In 1840, Democrats called Harrison “a living mass of ruined matter” and a “superannuated and pitiable dotard" and WHH had a doctor attest to his “vivacity and almost youthfulness of feelings…his intellect is unimpaired.” Dems: “We know not whether most to scorn his imbecility, to hate his principles or wonder at his impudent effrontery." Lincoln endorses WHH, sort of: "When an individual’s hairs have grown grey and his eyes dim in the service of his country, it seems to us, if his countrymen are wise, and polite, they will reward him…”
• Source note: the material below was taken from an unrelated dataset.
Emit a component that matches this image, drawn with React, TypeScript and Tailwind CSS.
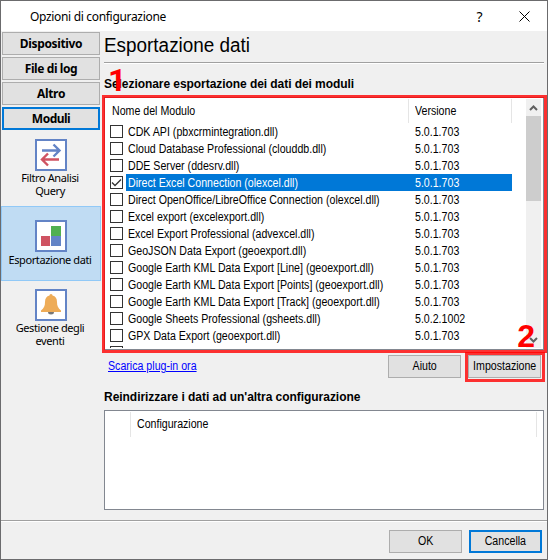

The Hard Cider image comes from the Ohio state Whig celebration of WHH’s nomination, according to a friendly newsman: “yonder comes a real, bona fide log cabin! See the raccoon skins hanging out upon its sides. Upon the door is written with charcoal, in awkward characters, ‘Hard Cider.’ It is filled with men in hunting shirts, eating corn-bread…” Whigs had a Log Cabin Songbook, Log Cabin Anecdotes, dances called Tippecanoe Quick-Step, which you could dance at a Harrison Hoe-Down, Tippecanoe shaving soap, Tippecanoe Tobacco, many versions of the Harrison-and-Tyler Necktie; they also published numerous Log Cabin periodicals and almanacs, Hard Cider Press, and one from Cleveland called Hard Cider for Log Cabins. They even passed around stories about young women who would not marry any young man who failed to support the campaign.

After being elected, WHH walked by himself around DC, shaking hands with people, dropping in unexpectedly on the Senate, even going to DC’s only bookstore to buy a bible for the White House, which did not have its own copy. He gets sick soon after his inaugural, then dies, making him the shortest-serving president of all time. It has been typically ascribed to pneumonia but was probably enteric fever, which he might have gotten from the open-sewage marsh near the White House.